O atual sínodo mundial, uma vasta consulta sobre o governo da Igreja, cuja primeira fase terminará com uma assembleia geral em outubro, permitirá medir as relações internas de poder sobre grandes questões e debates, como o lugar da mulher na Igreja, a gestão da pedofilia e a situação dos divorciados que voltam a casar.

Questões que obrigam Francisco a permanecer no trono de Pedro até pelo menos 2024, ano em que encerrará a consulta.

Apesar desse compromisso, as especulações sobre sua renúncia dispararam, principalmente por conta de seus problemas de saúde, já que tem se locomovido em cadeira de rodas e sofre de problemas no joelho.

Renunciar?

“Enquanto Bento XVI estava vivo, era impensável imaginar a existência de três papas.
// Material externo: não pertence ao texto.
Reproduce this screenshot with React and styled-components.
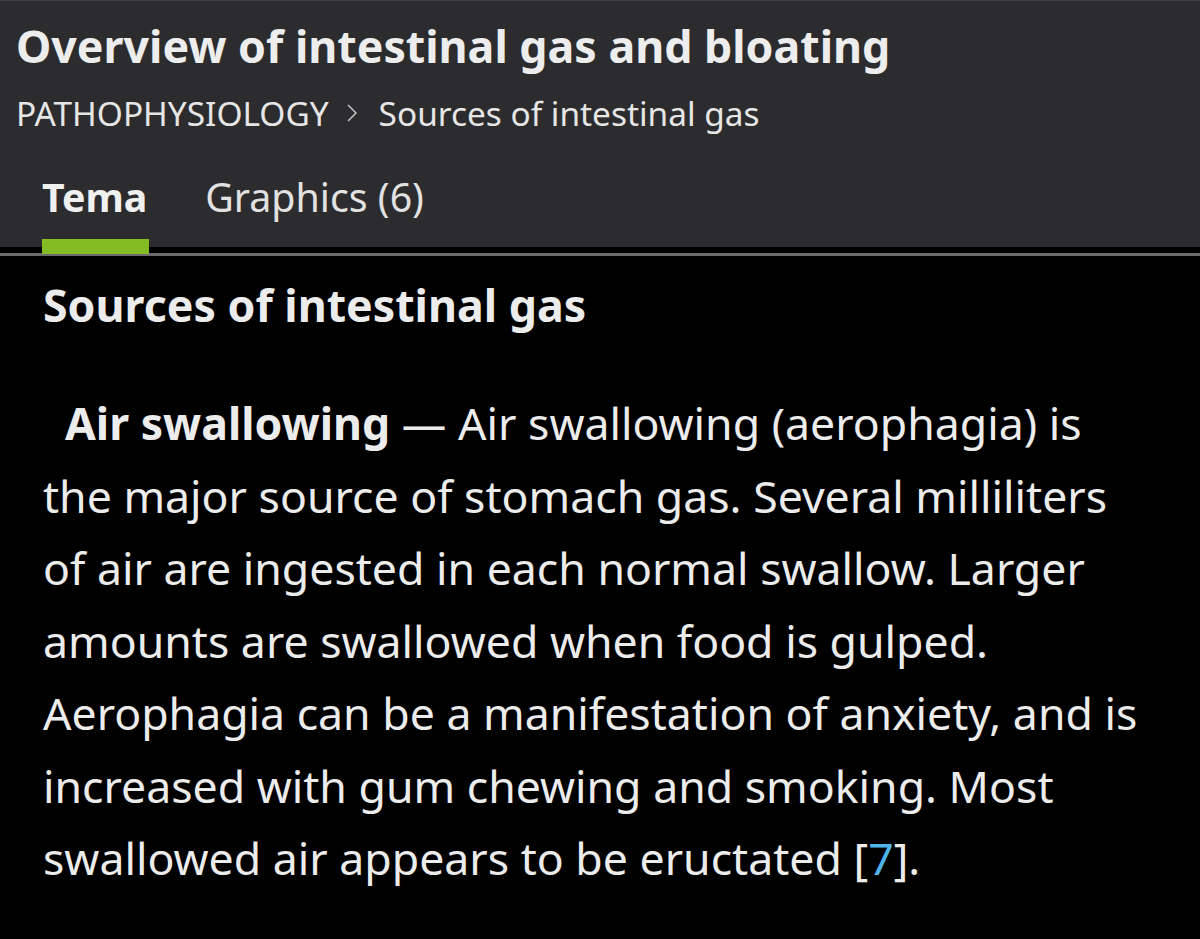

Hoje a possibilidade de sua renúncia é concreta”, embora “sua saúde não o tenha impedido de cumprir sua missão até o momento”, reconhece Politi.
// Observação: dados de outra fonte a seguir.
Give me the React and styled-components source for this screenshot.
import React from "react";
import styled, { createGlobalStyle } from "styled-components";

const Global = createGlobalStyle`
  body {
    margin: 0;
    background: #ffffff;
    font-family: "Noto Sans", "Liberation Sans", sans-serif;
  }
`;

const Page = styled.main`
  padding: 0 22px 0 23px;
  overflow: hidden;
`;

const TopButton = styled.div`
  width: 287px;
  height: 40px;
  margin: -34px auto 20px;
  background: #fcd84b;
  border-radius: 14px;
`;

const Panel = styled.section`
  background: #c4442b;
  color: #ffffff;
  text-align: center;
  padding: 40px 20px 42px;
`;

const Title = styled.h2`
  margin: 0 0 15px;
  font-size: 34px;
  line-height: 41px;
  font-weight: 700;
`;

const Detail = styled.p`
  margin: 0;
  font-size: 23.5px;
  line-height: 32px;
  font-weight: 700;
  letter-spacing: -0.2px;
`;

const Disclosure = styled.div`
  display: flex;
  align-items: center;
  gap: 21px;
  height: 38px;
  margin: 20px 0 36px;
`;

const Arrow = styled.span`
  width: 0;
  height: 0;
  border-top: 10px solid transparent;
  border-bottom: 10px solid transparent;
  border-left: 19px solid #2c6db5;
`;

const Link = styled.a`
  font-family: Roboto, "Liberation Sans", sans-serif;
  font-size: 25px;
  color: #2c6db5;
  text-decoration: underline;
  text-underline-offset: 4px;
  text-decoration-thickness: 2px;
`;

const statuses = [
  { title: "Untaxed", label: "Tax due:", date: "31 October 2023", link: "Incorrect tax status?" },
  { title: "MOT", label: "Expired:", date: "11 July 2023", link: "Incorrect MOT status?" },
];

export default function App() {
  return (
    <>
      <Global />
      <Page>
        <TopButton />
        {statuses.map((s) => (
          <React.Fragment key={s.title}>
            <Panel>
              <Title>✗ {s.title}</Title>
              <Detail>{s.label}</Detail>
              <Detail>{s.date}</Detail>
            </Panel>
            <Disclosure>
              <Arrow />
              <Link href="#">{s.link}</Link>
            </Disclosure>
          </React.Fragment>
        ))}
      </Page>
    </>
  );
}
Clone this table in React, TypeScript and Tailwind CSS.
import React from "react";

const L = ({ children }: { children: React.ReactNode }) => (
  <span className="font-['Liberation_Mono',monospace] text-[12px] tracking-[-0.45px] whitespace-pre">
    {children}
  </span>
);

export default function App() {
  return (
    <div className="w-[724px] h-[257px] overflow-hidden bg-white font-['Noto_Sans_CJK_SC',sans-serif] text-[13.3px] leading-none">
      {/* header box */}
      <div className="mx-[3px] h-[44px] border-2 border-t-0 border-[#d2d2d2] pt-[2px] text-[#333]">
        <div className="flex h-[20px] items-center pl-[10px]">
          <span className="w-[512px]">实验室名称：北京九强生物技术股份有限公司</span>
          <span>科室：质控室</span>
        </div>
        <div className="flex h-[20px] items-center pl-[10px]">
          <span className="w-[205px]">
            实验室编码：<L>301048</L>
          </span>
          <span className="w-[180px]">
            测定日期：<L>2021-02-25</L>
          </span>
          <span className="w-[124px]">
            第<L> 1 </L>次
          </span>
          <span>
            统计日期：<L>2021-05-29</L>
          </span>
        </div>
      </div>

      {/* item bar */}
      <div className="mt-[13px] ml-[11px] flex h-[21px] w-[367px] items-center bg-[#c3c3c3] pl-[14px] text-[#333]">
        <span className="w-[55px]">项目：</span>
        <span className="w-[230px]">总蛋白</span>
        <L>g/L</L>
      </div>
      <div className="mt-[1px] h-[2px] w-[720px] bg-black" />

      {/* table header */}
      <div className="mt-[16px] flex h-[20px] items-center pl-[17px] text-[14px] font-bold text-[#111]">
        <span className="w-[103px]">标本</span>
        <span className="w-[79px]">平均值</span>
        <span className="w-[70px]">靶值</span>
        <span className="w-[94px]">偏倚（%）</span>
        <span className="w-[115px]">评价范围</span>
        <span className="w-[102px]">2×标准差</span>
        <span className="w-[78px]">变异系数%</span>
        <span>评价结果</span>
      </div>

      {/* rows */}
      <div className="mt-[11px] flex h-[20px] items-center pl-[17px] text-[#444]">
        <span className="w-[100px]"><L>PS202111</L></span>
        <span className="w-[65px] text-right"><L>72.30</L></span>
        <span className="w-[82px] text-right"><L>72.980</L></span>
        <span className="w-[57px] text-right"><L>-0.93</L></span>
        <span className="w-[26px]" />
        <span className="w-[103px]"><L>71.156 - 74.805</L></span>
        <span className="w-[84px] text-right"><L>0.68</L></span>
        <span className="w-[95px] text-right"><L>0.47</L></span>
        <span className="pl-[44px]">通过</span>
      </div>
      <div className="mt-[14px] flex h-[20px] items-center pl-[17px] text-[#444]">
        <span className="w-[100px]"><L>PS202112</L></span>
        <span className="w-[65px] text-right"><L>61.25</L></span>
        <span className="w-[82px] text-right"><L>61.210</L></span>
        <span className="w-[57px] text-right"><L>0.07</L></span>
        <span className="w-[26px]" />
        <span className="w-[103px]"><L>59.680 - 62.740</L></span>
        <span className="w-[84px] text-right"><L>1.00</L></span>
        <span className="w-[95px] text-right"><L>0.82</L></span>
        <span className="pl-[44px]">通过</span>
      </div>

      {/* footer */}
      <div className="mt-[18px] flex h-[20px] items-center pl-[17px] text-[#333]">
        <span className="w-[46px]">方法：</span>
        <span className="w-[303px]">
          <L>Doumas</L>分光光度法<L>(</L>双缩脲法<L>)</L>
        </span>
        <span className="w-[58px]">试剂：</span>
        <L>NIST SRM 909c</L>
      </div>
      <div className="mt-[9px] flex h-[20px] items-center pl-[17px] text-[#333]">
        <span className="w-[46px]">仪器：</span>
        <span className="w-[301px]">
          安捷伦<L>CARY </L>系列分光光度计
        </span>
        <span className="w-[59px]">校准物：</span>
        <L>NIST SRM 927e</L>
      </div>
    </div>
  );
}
Aos 86 anos, o papa argentino não reduziu tanto seus compromissos e confirmou uma viagem à África no final de janeiro e início de fevereiro e outra a Portugal em agosto.
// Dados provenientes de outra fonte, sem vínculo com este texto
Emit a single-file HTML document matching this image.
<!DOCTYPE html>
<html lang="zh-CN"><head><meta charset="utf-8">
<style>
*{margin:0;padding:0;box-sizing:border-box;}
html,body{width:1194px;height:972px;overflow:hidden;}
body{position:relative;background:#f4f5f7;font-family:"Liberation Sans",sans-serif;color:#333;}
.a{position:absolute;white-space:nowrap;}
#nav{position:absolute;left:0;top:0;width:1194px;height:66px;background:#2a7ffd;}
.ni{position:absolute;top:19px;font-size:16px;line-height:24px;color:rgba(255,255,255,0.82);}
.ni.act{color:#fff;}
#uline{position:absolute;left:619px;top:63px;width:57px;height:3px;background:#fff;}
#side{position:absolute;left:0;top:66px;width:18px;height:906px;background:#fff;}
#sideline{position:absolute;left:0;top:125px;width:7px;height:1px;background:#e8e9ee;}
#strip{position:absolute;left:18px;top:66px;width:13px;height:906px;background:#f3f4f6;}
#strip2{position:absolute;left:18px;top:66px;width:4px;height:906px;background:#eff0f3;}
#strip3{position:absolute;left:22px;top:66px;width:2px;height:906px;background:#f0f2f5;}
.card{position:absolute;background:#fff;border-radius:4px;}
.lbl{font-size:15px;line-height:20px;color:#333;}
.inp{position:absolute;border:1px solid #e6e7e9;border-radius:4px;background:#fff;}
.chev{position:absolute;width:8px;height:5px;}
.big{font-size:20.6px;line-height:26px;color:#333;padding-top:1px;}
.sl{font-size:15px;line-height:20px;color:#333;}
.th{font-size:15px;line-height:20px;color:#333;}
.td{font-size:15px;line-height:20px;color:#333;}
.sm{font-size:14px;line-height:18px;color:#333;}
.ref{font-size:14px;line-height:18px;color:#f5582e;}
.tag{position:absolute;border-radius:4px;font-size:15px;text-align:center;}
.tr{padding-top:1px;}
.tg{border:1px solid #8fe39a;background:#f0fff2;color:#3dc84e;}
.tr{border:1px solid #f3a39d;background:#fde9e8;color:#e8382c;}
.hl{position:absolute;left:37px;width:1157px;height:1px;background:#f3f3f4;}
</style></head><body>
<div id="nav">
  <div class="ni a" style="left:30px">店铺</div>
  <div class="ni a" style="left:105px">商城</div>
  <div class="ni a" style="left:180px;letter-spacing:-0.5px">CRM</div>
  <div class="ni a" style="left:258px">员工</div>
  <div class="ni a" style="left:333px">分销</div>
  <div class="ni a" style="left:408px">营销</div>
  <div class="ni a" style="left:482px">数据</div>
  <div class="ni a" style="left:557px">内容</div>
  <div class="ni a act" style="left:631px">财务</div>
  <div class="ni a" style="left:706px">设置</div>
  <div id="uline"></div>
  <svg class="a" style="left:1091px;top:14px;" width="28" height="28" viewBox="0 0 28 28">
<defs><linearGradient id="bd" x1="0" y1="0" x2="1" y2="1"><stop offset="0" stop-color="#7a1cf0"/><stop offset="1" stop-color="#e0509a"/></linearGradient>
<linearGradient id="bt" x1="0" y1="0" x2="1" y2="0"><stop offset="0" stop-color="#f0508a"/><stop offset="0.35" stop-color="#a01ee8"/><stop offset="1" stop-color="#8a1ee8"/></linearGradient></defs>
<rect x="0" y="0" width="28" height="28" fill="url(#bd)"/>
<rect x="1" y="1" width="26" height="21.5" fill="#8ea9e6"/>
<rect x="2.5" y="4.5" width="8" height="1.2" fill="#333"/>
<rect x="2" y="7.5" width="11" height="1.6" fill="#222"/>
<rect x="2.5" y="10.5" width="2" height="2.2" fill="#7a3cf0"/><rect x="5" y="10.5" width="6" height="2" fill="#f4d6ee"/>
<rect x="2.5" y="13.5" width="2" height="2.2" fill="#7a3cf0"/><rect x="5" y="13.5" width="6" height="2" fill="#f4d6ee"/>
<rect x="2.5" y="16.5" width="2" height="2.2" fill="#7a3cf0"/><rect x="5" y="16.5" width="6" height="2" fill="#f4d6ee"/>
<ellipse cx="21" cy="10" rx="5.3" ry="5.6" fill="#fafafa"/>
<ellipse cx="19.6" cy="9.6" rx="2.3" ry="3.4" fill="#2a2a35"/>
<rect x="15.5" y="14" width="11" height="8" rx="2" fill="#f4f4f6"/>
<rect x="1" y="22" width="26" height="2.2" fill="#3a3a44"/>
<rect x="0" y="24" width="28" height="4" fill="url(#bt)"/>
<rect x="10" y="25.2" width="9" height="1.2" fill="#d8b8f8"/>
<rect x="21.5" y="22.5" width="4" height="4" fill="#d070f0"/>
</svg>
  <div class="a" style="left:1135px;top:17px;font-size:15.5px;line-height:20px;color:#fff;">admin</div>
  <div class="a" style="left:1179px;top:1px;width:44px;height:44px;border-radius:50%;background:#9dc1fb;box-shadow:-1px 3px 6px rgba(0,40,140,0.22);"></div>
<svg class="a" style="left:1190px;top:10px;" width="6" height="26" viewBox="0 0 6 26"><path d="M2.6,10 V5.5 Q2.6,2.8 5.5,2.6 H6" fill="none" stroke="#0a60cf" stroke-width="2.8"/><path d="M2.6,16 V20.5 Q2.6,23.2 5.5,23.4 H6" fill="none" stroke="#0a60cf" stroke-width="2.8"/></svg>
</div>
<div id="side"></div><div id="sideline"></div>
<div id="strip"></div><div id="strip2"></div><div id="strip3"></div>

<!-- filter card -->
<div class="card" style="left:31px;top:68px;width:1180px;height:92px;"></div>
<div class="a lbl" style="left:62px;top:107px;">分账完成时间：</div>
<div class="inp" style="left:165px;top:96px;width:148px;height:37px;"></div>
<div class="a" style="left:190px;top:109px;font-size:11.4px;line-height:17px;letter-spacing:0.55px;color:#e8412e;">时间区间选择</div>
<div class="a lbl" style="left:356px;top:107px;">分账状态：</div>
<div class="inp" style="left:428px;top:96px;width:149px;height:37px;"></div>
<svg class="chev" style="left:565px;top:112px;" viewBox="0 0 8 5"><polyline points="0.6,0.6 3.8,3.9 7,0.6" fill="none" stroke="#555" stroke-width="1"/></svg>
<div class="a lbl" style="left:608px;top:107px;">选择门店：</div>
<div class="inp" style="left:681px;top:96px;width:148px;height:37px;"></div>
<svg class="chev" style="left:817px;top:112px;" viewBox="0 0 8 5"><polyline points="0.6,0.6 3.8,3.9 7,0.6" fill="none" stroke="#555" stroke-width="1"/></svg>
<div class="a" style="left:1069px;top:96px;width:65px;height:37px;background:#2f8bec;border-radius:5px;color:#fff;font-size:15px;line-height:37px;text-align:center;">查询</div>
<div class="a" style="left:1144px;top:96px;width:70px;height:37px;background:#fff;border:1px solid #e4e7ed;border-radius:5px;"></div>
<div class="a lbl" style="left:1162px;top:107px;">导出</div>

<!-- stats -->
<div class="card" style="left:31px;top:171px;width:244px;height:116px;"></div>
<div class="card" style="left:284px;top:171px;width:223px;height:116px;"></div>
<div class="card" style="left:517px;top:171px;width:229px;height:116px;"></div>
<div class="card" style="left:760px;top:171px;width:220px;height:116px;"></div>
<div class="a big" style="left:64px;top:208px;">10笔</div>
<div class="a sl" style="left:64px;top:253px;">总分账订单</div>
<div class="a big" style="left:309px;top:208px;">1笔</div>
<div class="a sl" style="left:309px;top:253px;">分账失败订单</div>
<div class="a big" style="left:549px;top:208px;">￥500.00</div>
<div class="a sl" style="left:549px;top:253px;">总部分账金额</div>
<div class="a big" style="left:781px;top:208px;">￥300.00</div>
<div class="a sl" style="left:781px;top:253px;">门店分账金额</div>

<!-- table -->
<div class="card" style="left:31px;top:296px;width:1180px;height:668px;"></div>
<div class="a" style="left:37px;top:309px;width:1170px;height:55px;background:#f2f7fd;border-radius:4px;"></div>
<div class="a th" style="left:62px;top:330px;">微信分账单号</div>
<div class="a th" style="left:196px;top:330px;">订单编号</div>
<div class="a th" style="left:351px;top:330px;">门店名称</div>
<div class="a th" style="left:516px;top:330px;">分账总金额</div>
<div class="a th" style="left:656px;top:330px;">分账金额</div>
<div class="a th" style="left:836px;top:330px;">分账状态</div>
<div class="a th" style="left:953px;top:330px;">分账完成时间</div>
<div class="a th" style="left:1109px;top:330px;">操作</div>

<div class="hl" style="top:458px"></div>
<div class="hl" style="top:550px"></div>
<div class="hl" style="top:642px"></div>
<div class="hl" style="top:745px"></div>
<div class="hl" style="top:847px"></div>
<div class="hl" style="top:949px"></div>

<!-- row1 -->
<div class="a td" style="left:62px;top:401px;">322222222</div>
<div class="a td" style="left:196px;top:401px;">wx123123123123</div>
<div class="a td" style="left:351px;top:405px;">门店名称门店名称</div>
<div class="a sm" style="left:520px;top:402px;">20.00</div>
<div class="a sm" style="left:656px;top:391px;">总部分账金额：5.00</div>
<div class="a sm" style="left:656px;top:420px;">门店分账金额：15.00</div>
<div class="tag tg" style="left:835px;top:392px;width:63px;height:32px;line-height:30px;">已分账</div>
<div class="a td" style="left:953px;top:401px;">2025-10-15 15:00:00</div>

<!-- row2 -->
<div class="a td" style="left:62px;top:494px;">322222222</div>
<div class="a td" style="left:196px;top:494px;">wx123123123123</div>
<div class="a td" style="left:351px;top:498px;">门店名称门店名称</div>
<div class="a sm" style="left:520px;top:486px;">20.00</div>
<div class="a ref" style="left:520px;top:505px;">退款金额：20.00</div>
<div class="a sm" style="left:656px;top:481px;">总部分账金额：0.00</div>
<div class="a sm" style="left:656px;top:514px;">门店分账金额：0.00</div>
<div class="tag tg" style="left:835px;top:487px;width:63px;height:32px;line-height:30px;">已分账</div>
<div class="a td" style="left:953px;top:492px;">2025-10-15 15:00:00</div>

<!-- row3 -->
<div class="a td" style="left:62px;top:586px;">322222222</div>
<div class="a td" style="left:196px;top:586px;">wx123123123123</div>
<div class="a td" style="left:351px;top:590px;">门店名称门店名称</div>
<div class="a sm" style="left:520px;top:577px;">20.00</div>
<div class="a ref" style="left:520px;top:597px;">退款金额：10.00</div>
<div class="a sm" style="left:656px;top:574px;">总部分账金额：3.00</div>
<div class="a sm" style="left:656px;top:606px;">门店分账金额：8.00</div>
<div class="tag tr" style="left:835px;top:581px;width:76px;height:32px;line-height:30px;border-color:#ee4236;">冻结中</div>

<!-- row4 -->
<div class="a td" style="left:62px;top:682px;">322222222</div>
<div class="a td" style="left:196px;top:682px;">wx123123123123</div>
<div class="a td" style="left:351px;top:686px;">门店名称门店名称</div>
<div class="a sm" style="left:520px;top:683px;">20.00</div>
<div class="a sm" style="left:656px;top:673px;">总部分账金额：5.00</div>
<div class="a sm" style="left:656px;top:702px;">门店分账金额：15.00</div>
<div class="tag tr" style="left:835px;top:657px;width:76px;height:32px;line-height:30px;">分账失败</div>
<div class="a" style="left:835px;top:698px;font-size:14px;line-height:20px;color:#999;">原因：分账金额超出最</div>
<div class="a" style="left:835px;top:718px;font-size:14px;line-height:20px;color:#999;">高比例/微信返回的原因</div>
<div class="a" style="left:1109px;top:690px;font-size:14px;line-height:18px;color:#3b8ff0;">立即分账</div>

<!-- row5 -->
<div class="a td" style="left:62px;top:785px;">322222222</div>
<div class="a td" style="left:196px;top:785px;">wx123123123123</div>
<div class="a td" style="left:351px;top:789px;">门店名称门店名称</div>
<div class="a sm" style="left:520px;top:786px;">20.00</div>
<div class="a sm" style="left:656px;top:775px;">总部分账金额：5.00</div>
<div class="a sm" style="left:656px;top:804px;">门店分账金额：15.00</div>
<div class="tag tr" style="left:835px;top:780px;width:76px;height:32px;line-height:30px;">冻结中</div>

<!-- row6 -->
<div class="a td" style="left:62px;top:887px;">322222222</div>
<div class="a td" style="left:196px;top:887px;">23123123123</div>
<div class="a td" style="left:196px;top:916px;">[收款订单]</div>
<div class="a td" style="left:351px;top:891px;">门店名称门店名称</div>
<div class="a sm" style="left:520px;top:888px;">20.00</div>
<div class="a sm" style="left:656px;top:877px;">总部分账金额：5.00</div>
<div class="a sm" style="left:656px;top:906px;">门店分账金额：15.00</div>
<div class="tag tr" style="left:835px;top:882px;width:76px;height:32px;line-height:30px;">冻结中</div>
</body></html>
Embora tenha dito em várias ocasiões que não descarta renunciar caso sua saúde não o permita governar a Igreja, não parece contemplar essa opção, também para evitar a renúncia de dois papas seguidos.

Mas se as circunstâncias o forçarem a abdicar, “evitará repetir o padrão de dois papas residentes no Vaticano, vestidos de branco e com o mesmo título”, diz Bernard Lecomte, autor do livro “Les secrets du Vatican” (“Os Segredos do Vaticano”, em tradução livre).

“Há um vácuo legal no direito canônico sobre isso. Chegou a hora de escrever uma norma”, acredita o bispo Patrick Valdrini, professor emérito da Pontifícia Universidade Lateranense de Roma.

“Francisco precisa querer”, admitiu, depois de sugerir que adotasse o título de “bispo emérito de Roma” e não papa emérito, como optou Bento XVI.